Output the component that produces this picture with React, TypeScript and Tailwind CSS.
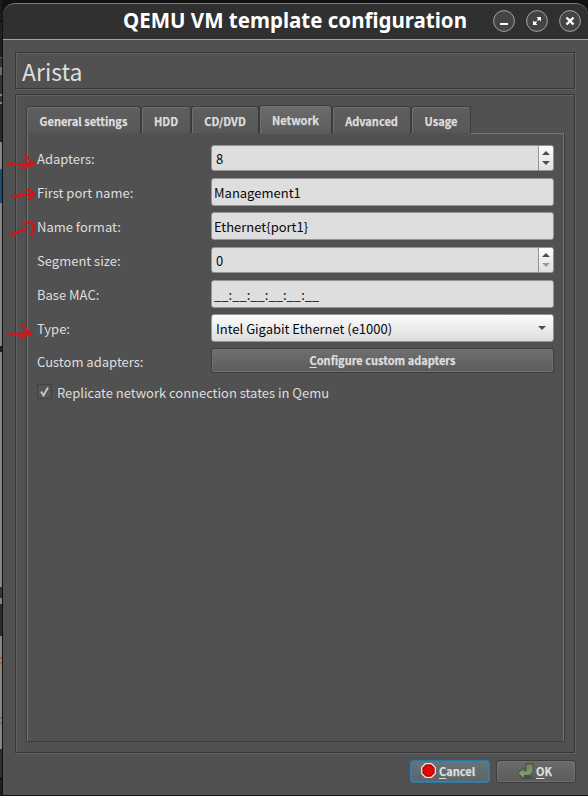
import type { ReactNode } from "react";

const ETCHED =
  "border border-[#373737] shadow-[1px_1px_0_#626262,inset_1px_1px_0_#626262]";

const BOLD = "text-[11px] font-bold [-webkit-text-stroke:0.25px_#dedede]";

function Tab({ label, className }: { label: string; className: string }) {
  return (
    <div
      className={`flex shrink-0 items-center justify-center rounded-t-[3px] border border-b-0 border-[#3c3c3c] shadow-[inset_1px_1px_0_#707070] whitespace-nowrap ${BOLD} ${className}`}
    >
      <span>{label}</span>
    </div>
  );
}

const IDLE_TAB = "mb-px h-[27px] bg-gradient-to-b from-[#5f5f5f] to-[#575757] pt-[2px]";

function Row({ label, className, children }: { label: string; className: string; children: ReactNode }) {
  return (
    <div className={`flex items-center ${className}`}>
      <div className="w-[174px] shrink-0 whitespace-nowrap leading-none">{label}</div>
      {children}
    </div>
  );
}

function Field({ children, className }: { children: ReactNode; className: string }) {
  return (
    <div
      className={`flex h-full w-[343px] items-center rounded-[3px] border border-[#949494] whitespace-nowrap text-[#080808] ${className}`}
    >
      {children}
    </div>
  );
}

function TextField({ value }: { value: string }) {
  return (
    <Field className="bg-[#dedede] pt-[2px] pl-[2px]">
      <span>{value}</span>
    </Field>
  );
}

function Spin({ value, downColor }: { value: string; downColor: string }) {
  return (
    <Field className="justify-between bg-[#dedede] pl-[4px]">
      <span className="leading-none">{value}</span>
      <div className="flex h-full w-[15px] flex-col items-center justify-center gap-[6px] rounded-r-[2px] border-l border-[#949494] bg-gradient-to-b from-[#fdfdfd] to-[#dfdfdf]">
        <svg width="8" height="4" viewBox="0 0 8 4"><path d="M4 0L8 4H0Z" fill="#4d4d4d" /></svg>
        <svg width="8" height="4" viewBox="0 0 8 4"><path d="M0 0H8L4 4Z" fill={downColor} /></svg>
      </div>
    </Field>
  );
}

function WindowButton({ children }: { children: ReactNode }) {
  return (
    <svg width="22" height="22" viewBox="0 0 22 22">
      <circle cx="11" cy="11" r="10.4" fill="#444444" stroke="#a4a4a4" strokeWidth="1" />
      {children}
    </svg>
  );
}

function Marks() {
  return (
    <svg className="absolute top-0 left-0" width="40" height="350" viewBox="0 0 40 350" fill="none" stroke="#d41518" strokeWidth="2.500" strokeLinecap="round" strokeLinejoin="round">
      <path d="M8.500 163.800C15 164.500 26 164 34 163.500M25.500 154.500C26.500 158 31 161 34 163.500L22.500 168" />
      <path d="M12 197C19 195 27 194.500 35 195M27 189.500C30 191 34 193 35 195L29 198.500" />
      <path d="M10.500 234.500C17 234 21 230 27 228.500M24 223.500C29 222 35 223 34.500 226C34 230 31 231 32 235.500" />
      <path d="M8.500 334C16 334 24 334 31 333.500M22 325C24 328 26 331 31 333L20 337.500" />
    </svg>
  );
}

function Backdrop() {
  return (
    <div className="flex w-[3px] shrink-0 flex-col border-r border-[#111111]">
      <div className="h-[21px] bg-[#1c1c1c]" />
      <div className="h-[36px] border-t border-black bg-[#202020]" />
      <div className="h-[10px] border-t border-[#5a5a5a] bg-[#303030]" />
      <div className="h-[8px] bg-[#716c66]" />
      <div className="h-[19px] bg-[#333333]" />
      <div className="h-[10px] border-y-2 border-[#858585] bg-[#333333]" />
      <div className="h-[38px] bg-[#272727]" />
      <div className="h-[28px] border-b border-[#555555] bg-[#858585]" />
      <div className="h-[33px] bg-[#1b4b70]" />
      <div className="h-[143px] bg-[#858585]" />
      <div className="h-[6px] bg-[#29200f]" />
      <div className="h-[235px] bg-[#858585]" />
      <div className="h-[11px] bg-[#333333]" />
      <div className="h-[6px] bg-[#8b8270]" />
      <div className="h-[32px] bg-[#2b2b2b]" />
      <div className="h-[21px] bg-[#858585]" />
      <div className="h-[7px] border-y-2 border-[#ad622b] bg-[#858585]" />
      <div className="h-[53px] bg-[#858585]" />
      <div className="h-[7px] border-y-2 border-[#ad622b] bg-[#858585]" />
      <div className="h-[25px] bg-[#858585]" />
      <div className="h-[29px] bg-[#303030]" />
      <div className="flex-1 border-t border-black bg-[#202020]" />
    </div>
  );
}

export default function App() {
  return (
    <div className="relative flex h-[796px] w-[588px] overflow-hidden bg-[#111111] font-['Noto_Sans_CJK_SC','Noto_Sans',sans-serif] text-[13px] text-[#dedede]">
      <Backdrop />
      <div className="mt-[3px] mb-px flex w-[585px] flex-col overflow-hidden rounded-t-[12px] bg-[#515151]">
        <header className="flex h-[37px] shrink-0 items-center rounded-t-[12px] border-t border-b border-t-[#777777] border-b-[#a3a3a3] bg-[#303030] pb-px pl-[120px] font-['Noto_Sans',sans-serif]">
          <h1 className="w-[370px] pb-px text-[20.5px] leading-none font-bold whitespace-nowrap text-white">QEMU VM template configuration</h1>
          <div className="flex gap-[11px]">
            <WindowButton><path d="M7 14H15" stroke="#fff" strokeWidth="2" /></WindowButton>
            <WindowButton><path d="M10.500 7H15V11.500L13.300 9.800L12 11L11 10L12.200 8.700ZM7 10.500L8.700 12.200L10 11L11 12L9.800 13.300L11.500 15H7Z" fill="#fff" /></WindowButton>
            <WindowButton><path d="M7.500 7.500L14.500 14.500M14.500 7.500L7.500 14.500" stroke="#fff" strokeWidth="2.400" /></WindowButton>
          </div>
        </header>

        <div className={`mx-3 mt-3 flex h-[37px] w-[560px] shrink-0 items-center pt-[2px] pl-[6px] ${ETCHED}`}>
          <span className="text-[23px] leading-none">Arista</span>
        </div>

        <main className={`mx-3 mt-[5px] flex h-[659px] w-[560px] shrink-0 flex-col px-[10px] pt-[10px] ${ETCHED}`}>
          <nav className="flex h-[29px] shrink-0 items-end">
            <Tab label="General settings" className={`w-[115px] ${IDLE_TAB}`} />
            <Tab label="HDD" className={`w-[50px] ${IDLE_TAB}`} />
            <Tab label="CD/DVD" className={`w-[68px] ${IDLE_TAB}`} />
            <Tab label="Network" className="h-[29px] w-[73px] bg-gradient-to-b from-[#6b6b6b] to-[#5c5c5c]" />
            <Tab label="Advanced" className={`w-[79px] ${IDLE_TAB}`} />
            <Tab label="Usage" className={`w-[60px] ${IDLE_TAB}`} />
            <div className="h-px flex-1 bg-[#757575]" />
          </nav>
          <section className="flex h-[608px] w-[539px] flex-col border border-t-0 border-[#3c3c3c] pl-[10px] pt-[11px] shadow-[inset_1px_0_0_#757575,inset_-1px_0_0_#757575]">
            <Row label="Adapters:" className="h-[26px]"><Spin value="8" downColor="#4d4d4d" /></Row>
            <Row label="First port name:" className="mt-[7px] h-[28px]"><TextField value="Management1" /></Row>
            <Row label="Name format:" className="mt-[6px] h-[28px]"><TextField value="Ethernet{port1}" /></Row>
            <Row label="Segment size:" className="mt-[7px] h-[26px]"><Spin value="0" downColor="#999999" /></Row>
            <Row label="Base MAC:" className="mt-[7px] h-[28px]"><TextField value="__:__:__:__:__:__" /></Row>
            <Row label="Type:" className="mt-[6px] h-[28px]">
              <Field className="justify-between bg-gradient-to-b from-[#fcfcfc] to-[#dcdcdc] pr-[7px] pl-[4px]">
                <span className="pt-[2px] tracking-[-0.02px]">Intel Gigabit Ethernet (e1000)</span>
                <svg width="8" height="4" viewBox="0 0 8 4"><path d="M0 0H8L4 4Z" fill="#4d4d4d" /></svg>
              </Field>
            </Row>
            <Row label="Custom adapters:" className="mt-[6px] h-[25px] *:first:pt-[2px]">
              <button className={`flex h-full w-[343px] items-center justify-center rounded-[3px] border border-[#3c3c3c] bg-gradient-to-b from-[#707070] to-[#5b5b5b] shadow-[inset_0_0_0_1px_#737373] ${BOLD}`}>
                <span><u className="underline-offset-2">C</u>onfigure custom adapters</span>
              </button>
            </Row>
            <div className="mt-[11px] flex h-[15px] items-center">
              <div className="mr-[5px] h-[15px] w-[15px] border border-[#404040] bg-[#555555]">
                <svg width="13" height="13" viewBox="0 0 13 13" fill="none"><path d="M3 6.500L5.500 10.500L10 2.500" stroke="#c8c8c8" strokeWidth="1.900" /></svg>
              </div>
              <span className="pt-[2px] tracking-[-0.02px] whitespace-nowrap">Replicate network connection states in Qemu</span>
            </div>
          </section>
        </main>

        <footer className={`mt-[7px] flex h-[23px] shrink-0 justify-end gap-[6px] pr-3 ${BOLD}`}>
          <button className="flex w-[80px] items-center rounded-[3px] border border-[#2878a8] bg-gradient-to-b from-[#68737a] to-[#5a6469] pl-[10px] shadow-[inset_0_0_0_1px_#4b7c98]">
            <svg className="mr-[3px] mb-[2px]" width="15" height="15" viewBox="0 0 15 15">
              <path d="M4.500 .7H10.500L14.300 4.500V10.500L10.500 14.300H4.500L.7 10.500V4.500Z" fill="#aa0000" stroke="#e8e8df" strokeWidth="1.300" />
              <circle cx="7.500" cy="7.500" r="5.300" fill="#df0909" />
            </svg>
            <span><u className="underline-offset-2">C</u>ancel</span>
          </button>
          <button className="flex w-[80px] items-center rounded-[3px] border border-[#3c3c3c] bg-gradient-to-b from-[#6b6b6b] to-[#5b5b5b] pl-[20px] shadow-[inset_0_0_0_1px_#707070]">
            <svg className="mr-[2px] mb-px" width="17" height="17" viewBox="0 0 17 17">
              <defs>
                <linearGradient id="leaf" x1="0" y1="0" x2="0" y2="1">
                  <stop offset="0" stopColor="#6d8060" />
                  <stop offset="1" stopColor="#8fa67c" />
                </linearGradient>
              </defs>
              <ellipse cx="10" cy="14.500" rx="6" ry="1.800" fill="#3c3c3c" opacity=".5" />
              <path d="M9 .8H16.200V8.500L12.500 12.300H7.200V15.800L.8 10L7.200 4.800V7.800H9Z" fill="url(#leaf)" stroke="#39452f" strokeWidth=".8" />
            </svg>
            <span><u className="underline-offset-2">O</u>K</span>
          </button>
        </footer>
      </div>
      <Marks />
    </div>
  );
}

:: EXERCISE ::
Please repeat exactly the data above from its first line to the line that contains "h-[27px] bg-gradient-to-b from-[#5f5f5f]", inclusive, and leave every picture out.

:: EXERCISE SOLUTION ::
Output the component that produces this picture with React, TypeScript and Tailwind CSS.
import type { ReactNode } from "react";

const ETCHED =
  "border border-[#373737] shadow-[1px_1px_0_#626262,inset_1px_1px_0_#626262]";

const BOLD = "text-[11px] font-bold [-webkit-text-stroke:0.25px_#dedede]";

function Tab({ label, className }: { label: string; className: string }) {
  return (
    <div
      className={`flex shrink-0 items-center justify-center rounded-t-[3px] border border-b-0 border-[#3c3c3c] shadow-[inset_1px_1px_0_#707070] whitespace-nowrap ${BOLD} ${className}`}
    >
      <span>{label}</span>
    </div>
  );
}

const IDLE_TAB = "mb-px h-[27px] bg-gradient-to-b from-[#5f5f5f] to-[#575757] pt-[2px]";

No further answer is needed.